Mi sveglio con la voglia di risentire Lagrima come solo tu la canti, tia Argentina, che ci accogli seduta a quel tavolo sulla porta della Parreirinha ingombro di posate e di cd. E mentre rispondi a ogni saluto con la tua voce profonda, penso a come doveva essere struggente sentirti tanti anni fa: io ti ho conosciuta tardi, perdonami. Ma poi ho fatto le corse per essere da te ogni volta che potevo.
La Parreirinha, quasi casa, amore, quel fado così attaccato alle sue radici, che hai coltivato giovane con Amalia e Celeste, e che hai insegnato a chi ti segue, a Tina, ad esempio, che ti chiama padrona come io ti chiamo tia e che, come tutti, ti rispettiamo. Rispettiamo la tua vita, i tuoi ottant’anni passati da un po’, le tue gioie, i tuoi dolori, la malattia e il ritorno, il canto strozzato e le parole dolci che hai per tutti noi che sediamo a uno dei tuoi tavoli.

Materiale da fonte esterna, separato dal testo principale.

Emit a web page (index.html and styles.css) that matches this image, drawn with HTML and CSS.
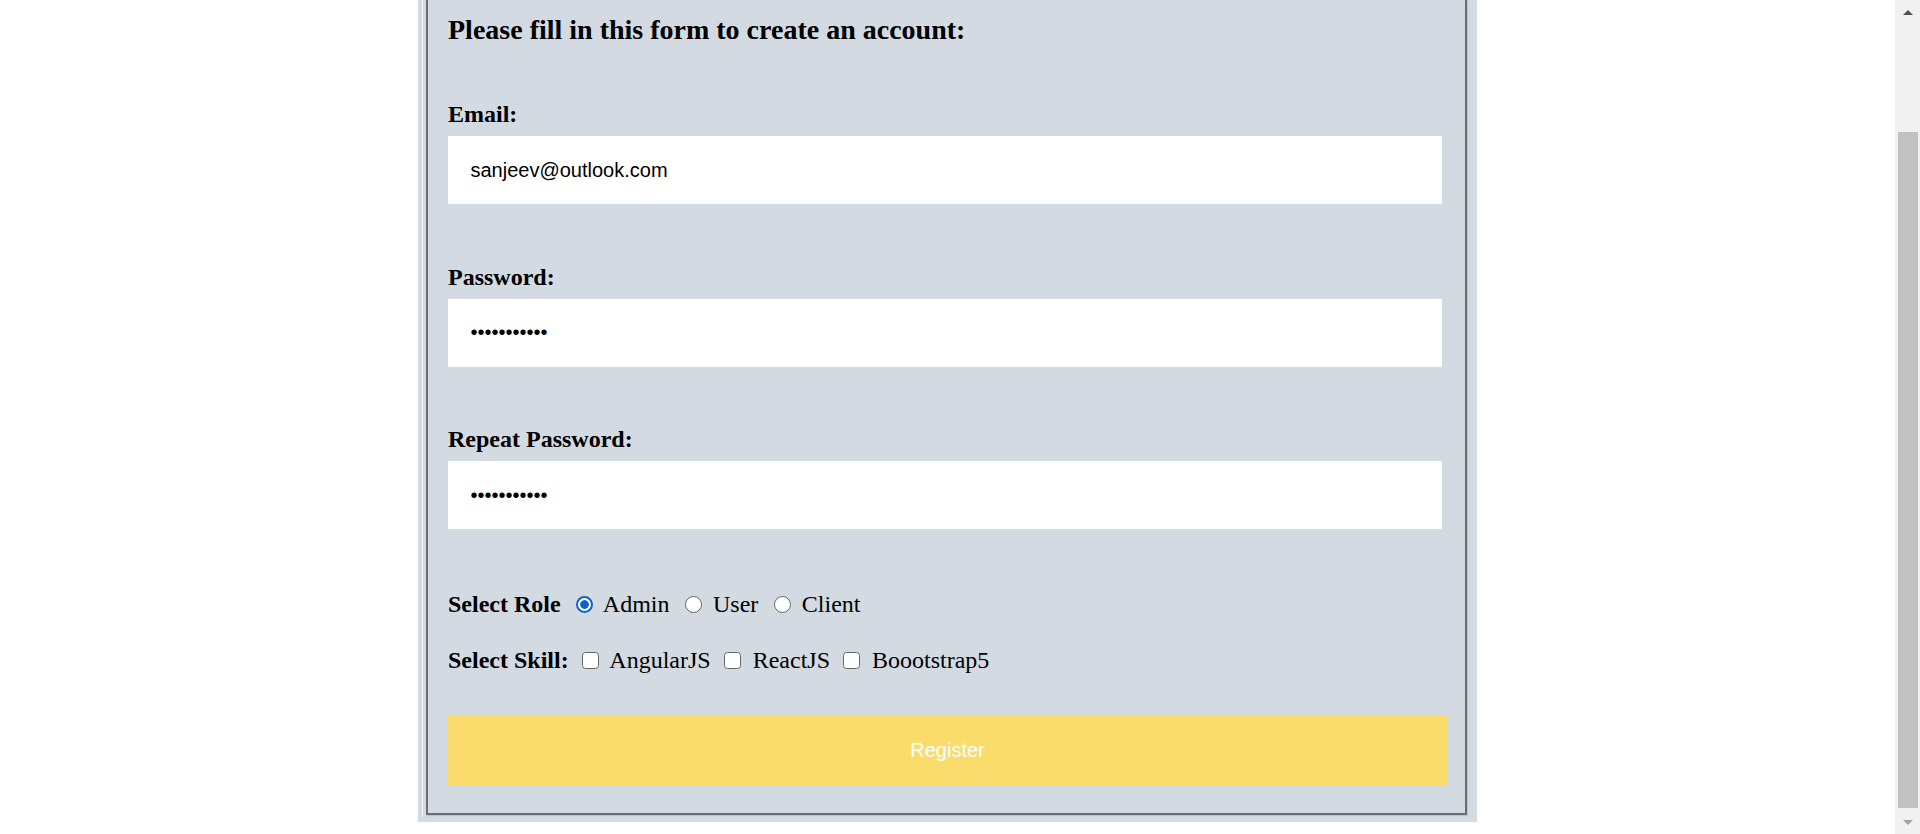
FILE: index.html
```html
<!DOCTYPE html>
<html lang="en">
<head>
<meta charset="utf-8">
<title>Register</title>
<link rel="stylesheet" href="styles.css">
</head>
<body>
<div class="viewport">
  <main class="page">
    <div class="panel">
      <div class="frame">
        <form class="fieldset">
          <h3 class="title">Please fill in this form to create an account:</h3>
          <label class="field-label" for="email">Email:</label>
          <input class="text-input" type="text" id="email" value="sanjeev@outlook.com">
          <label class="field-label" for="psw">Password:</label>
          <input class="text-input" type="password" id="psw" value="sanjeev@123">
          <label class="field-label" for="psw-repeat">Repeat Password:</label>
          <input class="text-input" type="password" id="psw-repeat" value="sanjeev@123">
          <div class="choice-row role-row"><b>Select Role</b> <input class="radio" type="radio" name="role" checked> Admin <input class="radio" type="radio" name="role"> User <input class="radio" type="radio" name="role"> Client</div>
          <div class="choice-row skill-row"><b>Select Skill:</b> <input class="check" type="checkbox"> AngularJS <input class="check" type="checkbox"> ReactJS <input class="check" type="checkbox"> Boootstrap5</div>
          <button class="register-btn" type="button">Register</button>
        </form>
      </div>
    </div>
  </main>
  <div class="scrollbar">
    <div class="sb-btn"><span class="arrow-up"></span></div>
    <div class="sb-track"><div class="sb-thumb"></div></div>
    <div class="sb-btn"><span class="arrow-down"></span></div>
  </div>
</div>
</body>
</html>
```

FILE: styles.css
```css
* { box-sizing: border-box; }

html, body {
  margin: 0;
  padding: 0;
  background: #fff;
}

body {
  font-family: "Liberation Serif", "Times New Roman", serif;
  font-size: 24px;
  color: #000;
}

.viewport {
  display: flex;
  height: 834px;
  overflow: hidden;
}

.page {
  flex: 1;
  padding-left: 418px;
}

.panel {
  width: 1059px;
  background: #d3dae2;
  padding: 0 10px 5px 4px;
}

.frame {
  border-left: 1px solid #f3f5f7;
  padding: 0 0 2px 3px;
}

.fieldset {
  display: block;
  margin: 0;
  border: 2px solid #6d6d6d;
  border-top: none;
  box-shadow: 1px 1px 0 #bfc3c8;
  padding: 13.5px 18px 27px 20px;
}

.title {
  margin: 0;
  font-size: 28px;
  line-height: 32px;
  font-weight: bold;
}

.field-label {
  display: block;
  font-weight: bold;
  line-height: 27.5px;
  margin-top: 59.5px;
}

.title + .field-label {
  margin-top: 55.5px;
}

.text-input {
  display: block;
  width: 994px;
  height: 68px;
  margin: 7.5px 0 0;
  padding: 0 22.5px;
  border: none;
  outline: none;
  background: #fff;
  color: #000;
  font-family: "Liberation Sans", Arial, sans-serif;
  font-size: 20px;
}

.choice-row {
  line-height: 27.5px;
  margin-top: 62px;
  white-space: nowrap;
}

.skill-row {
  margin-top: 28px;
}

.radio {
  -webkit-appearance: none;
  appearance: none;
  display: inline-block;
  width: 17px;
  height: 17px;
  margin: 0 5px -1px 9.5px;
  border: 1.5px solid #666;
  border-radius: 50%;
  background: #fff;
  vertical-align: baseline;
}

.radio:checked {
  border: 2px solid #0b63d0;
  background: radial-gradient(circle at center, #0b63d0 0 4px, #fff 4.6px);
}

.check {
  -webkit-appearance: none;
  appearance: none;
  display: inline-block;
  width: 17px;
  height: 17px;
  margin: 0 6px -1px 7px;
  border: 1.5px solid #666;
  border-radius: 3.5px;
  background: #fff;
  vertical-align: baseline;
}

.register-btn {
  display: block;
  width: 100%;
  height: 71px;
  margin-top: 41px;
  padding: 0;
  border: none;
  background: #f9dc6b;
  color: #fff;
  font-family: "Liberation Sans", Arial, sans-serif;
  font-size: 20px;
}

.scrollbar {
  flex: none;
  width: 25px;
  height: 834px;
  background: #f1f1f1;
  display: flex;
  flex-direction: column;
}

.sb-btn {
  height: 24px;
  display: flex;
  align-items: center;
  justify-content: center;
}

.sb-track {
  flex: 1;
  padding: 108px 2px 2px 3px;
}

.sb-thumb {
  height: 676px;
  background: #c1c1c1;
}

.arrow-up {
  width: 0;
  height: 0;
  border-left: 5px solid transparent;
  border-right: 5px solid transparent;
  border-bottom: 5px solid #505050;
}

.arrow-down {
  width: 0;
  height: 0;
  border-left: 5px solid transparent;
  border-right: 5px solid transparent;
  border-top: 5px solid #a3a3a3;
}
```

Santos è un cognome che non è necessario, tu sei Argentina, ma è quasi una offesa chiamarti monumento, sei la prima che non apprezzerebbe. Tu ti senti umile, una servitrice del fado, ma non sai che cosa fai provare a chi ti ascolta, a chi riesce a trovare posto sotto le volte del tuo locale. E non sai che cosa abbiamo provato noi, dal nostro tavolo, a chiederti quel brano, a chiederti una volta di più lagrima, l’amore tragico, l’amore spezzato, i versi di Amalia. E ogni volta che arrivi a stendere lo scialle sul pavimento per accogliere un corpo morto per amore, le lacrime vere fanno fatica non cadere. Se c’è una magia è questa. E non ha età.
Sono stato a Lisbona poche settimane fa, e l’ho trovata “intensa”, viva, non sono riuscito ad ascoltare Argentina. Mi sembra un ottimo motivo per tornarci appena possibile.
Sono stato due volte a Lisbona, e due volte sono stato alla Parreirinha De Alfama. Parigi ha la Torre, Roma ha il Colosseo, L’Havana ha le jineteras, Bahia ha l’ acarajè di Rio Vermelho, Amsterdam ha le rivendite di fumo, Lisbona ha Argentina.